Box score: First half — nine covers, one Hank original. Second half — two covers, six originals. Overall winner: Fred Rose and/or Acuff-Rose publishing, 12 out of 18 total. Best of show: “Alone & Forsaken” (radio acetate), relentlessly grim and profoundly convincing — state agricultural records show that virtually no Louisiana farmland was plowed for the entire day following its broadcast.
Meanwhile, the Boys assuaged their stunted emotions re: homely title with inclusion of several nifty extras:
• Liner notes by esteemed Hank biographer Colin Escott, who can probably do these things in his sleep by now.
• A Southern-writerly essay by William Gay, noted Oxford American contributor and James Michener Award prize-winner; disputes continue over actual authorship of final-paragraph Hollywood-uplift ending, and neither Gay nor the Boys are talking.
• Icono-tastic cover art by famous painter Jon Langford, comparatively austere color scheme (overall sepia), inflicted damage (minimal knife-slashings or floor-skiddings readily apparent), and imagery (no bones sticking out, no projectiles sticking in). Free-floating iconography box score: 5 lightsome (hearts, stars, bird), 2 repining (bottle, skull), 2 uncommitted (musical notes, one up, one down). Overall winner: local tattoo parlor.
And, offsetting the fact that 50 percent of these exact recordings were released just two years ago on The Complete Hank Williams box set, this enhanced CD has several interesting extra-media bits:
• Aural liner notes by Hank III (a succinct “Y’all really make me sick,” followed by slamming door).
• Advanced screensaver program allows consumer to combine own home-recorded digital camera footage to create new video-duet versions of “There’s A Tear In My Beer”. Note: Unresolved legal issues require perpetual use of Hank Jr.’s voice and dancing figure, so only consumer’s head appears in new version (wearing of large hats not recommended).
• Comprehensive audiovisual retrospective of Hank as pitchman, from radio spots for Johnnie Fair Syrup and Hadacol elixir to never-aired Super Bowl commercial for Arby’s featuring Hank dancing chorus-line style with Colonel Sanders and Taco Bell chihuahua; his painful thinness was deemed potentially lawsuit-provoking from actual consumers of fast food, resulting in ad cancellation.
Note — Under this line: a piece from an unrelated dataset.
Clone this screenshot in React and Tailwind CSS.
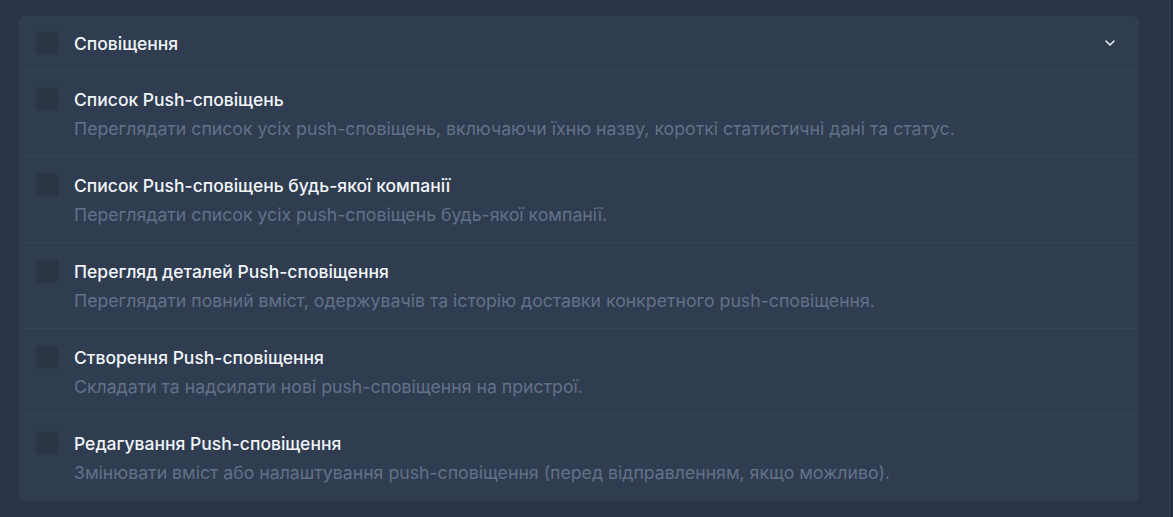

• Excerpts from Joe Eszterhas screenplay which has cyborg-Hank returning to modern Nashville to exact revenge on bluenoses who booted him from Grand Ole Opry stage; finding Ryman Auditorium shuttered and dusty, he crosses the alley to Tootsie’s, only to find it packed with puffy executives from Marietta. Enraged, he embarks on destructive spree down Broadway, leveling Planet Hollywood, Hard Rock Cafe, etc. Unfinished screenplay reportedly has several possible endings, a la Apocalypse Now: in one, Hankborg destroys entire downtown area but halts rampage at the doors of Ernest Tubb’s Record Shop, assuming godhead status among dazed survivors. In another (TERRibly cynical) version, he is subdued with skybox passes to all Titans games.
• Video footage from upcoming TV series pilot, borrowing conceit from ’60s show “My Mother The Car”: Hank’s voice/personality installs itself in NASCAR vehicle driven by up-and-coming singer/driver Pat Green. Projected scripts call for two car-Pat duets per episode; Bocephus sings show’s theme song (“Are you ready for a sitcom?/A singin’ car party…”). Predictably, laughs ensue.
OK, OK — I confess: my computer doesn’t have a working CD-ROM drive, so with respect to the enhanced disc, I have no idea what’s on it. Mea culpa.
Final note to the Boys in Corporate: the various fictitious conceits described herein are my quasi-intellectual property, you bastards — but I’m a reasonable man. Let the bidding begin.